November 1, 2017
VIA EDGAR
Securities and Exchange Commission
Division of Corporation Finance
100 F Street NE
Washington, D.C. 20549
Re: Molson Coors Brewing Company and Co-Registrants
Registration Statement on Form S-4
Ladies and Gentlemen:
This letter is provided in connection with the above-referenced Registration Statement on Form S-4 (the “Registration Statement”) which was filed with the Securities and Exchange Commission (the “Commission”) on November 1, 2017, relating to the offer to exchange (the “Exchange Offer”) Molson Coors Brewing Company’s (the “Company”) 1.900% Senior Notes due 2019, 2.250% Senior Notes due 2020 and Senior Floating Rate Notes due 2019 (collectively, the “Exchange Notes”) and the associated guarantees of the Exchange Notes, which are being registered under the Securities Act of 1933, as amended (the “Securities Act”), for an equal principal amount of the Company’s outstanding 1.900% Senior Notes due 2019, 2.250% Senior Notes due 2020 and Senior Floating Rate Notes due 2019, as applicable (collectively, the “Original Notes”) and the associated guarantees of the Original Notes. The Company and the co-registrants under the Registration Statement hereby inform the staff of the Commission that they are registering the Exchange Offer in reliance on the staff’s position enunciated in the Exxon Capital Holdings Corporation (May 13, 1988), Morgan Stanley & Co. Incorporated (June 5, 1991) and Shearman & Sterling, Commission (July 2, 1993) no-action letters and represent that:
1. The Company has not entered into any arrangement or understanding with any person to distribute the Exchange Notes and, to the best of the Company’s information and belief, each person participating in the Exchange Offer is acquiring the Exchange Notes in its ordinary course of business and has no arrangement or understanding with any person to participate in the distribution of the Exchange Notes to be received in the Exchange Offer.

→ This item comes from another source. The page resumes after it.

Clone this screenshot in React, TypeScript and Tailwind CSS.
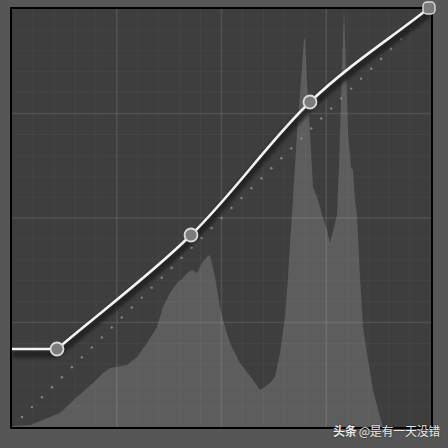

2. The Company will make each person participating in the Exchange Offer aware, through the Exchange Offer prospectus, that if the Exchange Offer is being registered for the purpose of secondary resales, any securityholder using the Exchange Offer to participate in a distribution of Exchange Notes (a) could not rely on the staff’s position enunciated in Exxon Capital Holdings Corporation (May 13, 1988) or similar letters and (b) must comply with registration and prospectus delivery requirements of the Securities Act in connection with a secondary resale transaction and be identified as an underwriter in the prospectus. The Company acknowledges that such a secondary resale transaction should be
covered by an effective registration statement containing the selling securityholder information required by Item 507 of Regulation S-K.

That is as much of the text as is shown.